--- Data extract ---

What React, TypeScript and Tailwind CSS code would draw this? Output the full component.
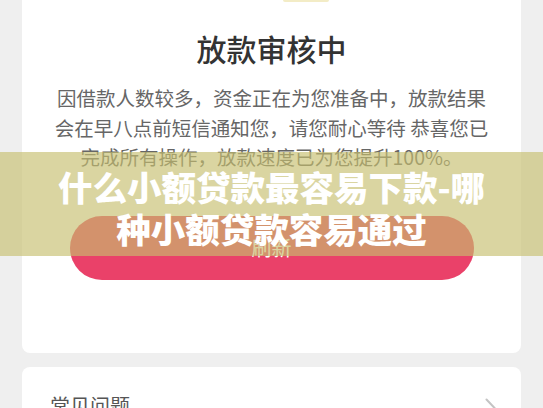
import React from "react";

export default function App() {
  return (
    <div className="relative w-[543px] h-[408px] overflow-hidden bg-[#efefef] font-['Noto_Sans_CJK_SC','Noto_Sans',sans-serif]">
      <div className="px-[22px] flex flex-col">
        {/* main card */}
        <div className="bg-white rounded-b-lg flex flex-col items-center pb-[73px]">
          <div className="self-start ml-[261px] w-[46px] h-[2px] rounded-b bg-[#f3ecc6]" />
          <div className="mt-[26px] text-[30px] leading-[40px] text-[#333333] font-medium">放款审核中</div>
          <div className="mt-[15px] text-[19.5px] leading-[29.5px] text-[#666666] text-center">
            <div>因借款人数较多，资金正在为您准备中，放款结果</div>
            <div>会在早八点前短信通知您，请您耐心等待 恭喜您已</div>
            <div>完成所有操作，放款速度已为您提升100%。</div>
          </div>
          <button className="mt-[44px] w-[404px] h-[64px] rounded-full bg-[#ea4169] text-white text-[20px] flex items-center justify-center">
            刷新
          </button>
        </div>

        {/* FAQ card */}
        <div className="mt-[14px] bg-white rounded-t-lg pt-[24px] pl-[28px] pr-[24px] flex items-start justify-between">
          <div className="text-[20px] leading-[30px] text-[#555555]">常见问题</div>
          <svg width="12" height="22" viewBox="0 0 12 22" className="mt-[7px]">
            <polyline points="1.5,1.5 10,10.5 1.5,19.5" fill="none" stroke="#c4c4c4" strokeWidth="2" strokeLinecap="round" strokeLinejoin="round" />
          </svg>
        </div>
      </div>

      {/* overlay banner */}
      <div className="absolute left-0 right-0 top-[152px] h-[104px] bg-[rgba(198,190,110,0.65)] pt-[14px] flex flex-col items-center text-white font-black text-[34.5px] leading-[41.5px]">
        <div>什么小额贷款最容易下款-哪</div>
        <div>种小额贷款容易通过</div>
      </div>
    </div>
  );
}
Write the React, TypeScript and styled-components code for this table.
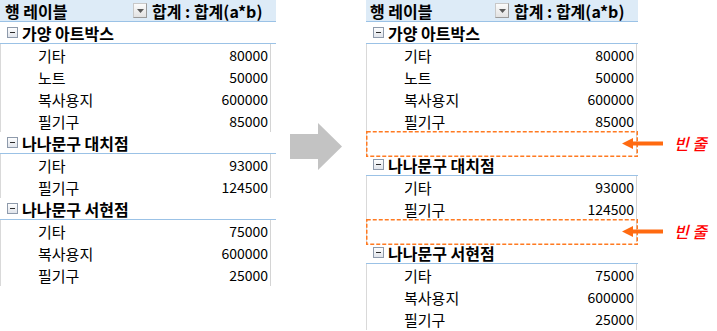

---

> To be done
Every line is to be duplicated exactly, though pictures stay out.

> Problem solution
What React, TypeScript and Tailwind CSS code would draw this? Output the full component.
import React from "react";

export default function App() {
  return (
    <div className="relative w-[543px] h-[408px] overflow-hidden bg-[#efefef] font-['Noto_Sans_CJK_SC','Noto_Sans',sans-serif]">
      <div className="px-[22px] flex flex-col">
        {/* main card */}
        <div className="bg-white rounded-b-lg flex flex-col items-center pb-[73px]">
          <div className="self-start ml-[261px] w-[46px] h-[2px] rounded-b bg-[#f3ecc6]" />
          <div className="mt-[26px] text-[30px] leading-[40px] text-[#333333] font-medium">放款审核中</div>
          <div className="mt-[15px] text-[19.5px] leading-[29.5px] text-[#666666] text-center">
            <div>因借款人数较多，资金正在为您准备中，放款结果</div>
            <div>会在早八点前短信通知您，请您耐心等待 恭喜您已</div>
            <div>完成所有操作，放款速度已为您提升100%。</div>
          </div>
          <button className="mt-[44px] w-[404px] h-[64px] rounded-full bg-[#ea4169] text-white text-[20px] flex items-center justify-center">
            刷新
          </button>
        </div>

        {/* FAQ card */}
        <div className="mt-[14px] bg-white rounded-t-lg pt-[24px] pl-[28px] pr-[24px] flex items-start justify-between">
          <div className="text-[20px] leading-[30px] text-[#555555]">常见问题</div>
          <svg width="12" height="22" viewBox="0 0 12 22" className="mt-[7px]">
            <polyline points="1.5,1.5 10,10.5 1.5,19.5" fill="none" stroke="#c4c4c4" strokeWidth="2" strokeLinecap="round" strokeLinejoin="round" />
          </svg>
        </div>
      </div>

      {/* overlay banner */}
      <div className="absolute left-0 right-0 top-[152px] h-[104px] bg-[rgba(198,190,110,0.65)] pt-[14px] flex flex-col items-center text-white font-black text-[34.5px] leading-[41.5px]">
        <div>什么小额贷款最容易下款-哪</div>
        <div>种小额贷款容易通过</div>
      </div>
    </div>
  );
}
Write the React, TypeScript and styled-components code for this table.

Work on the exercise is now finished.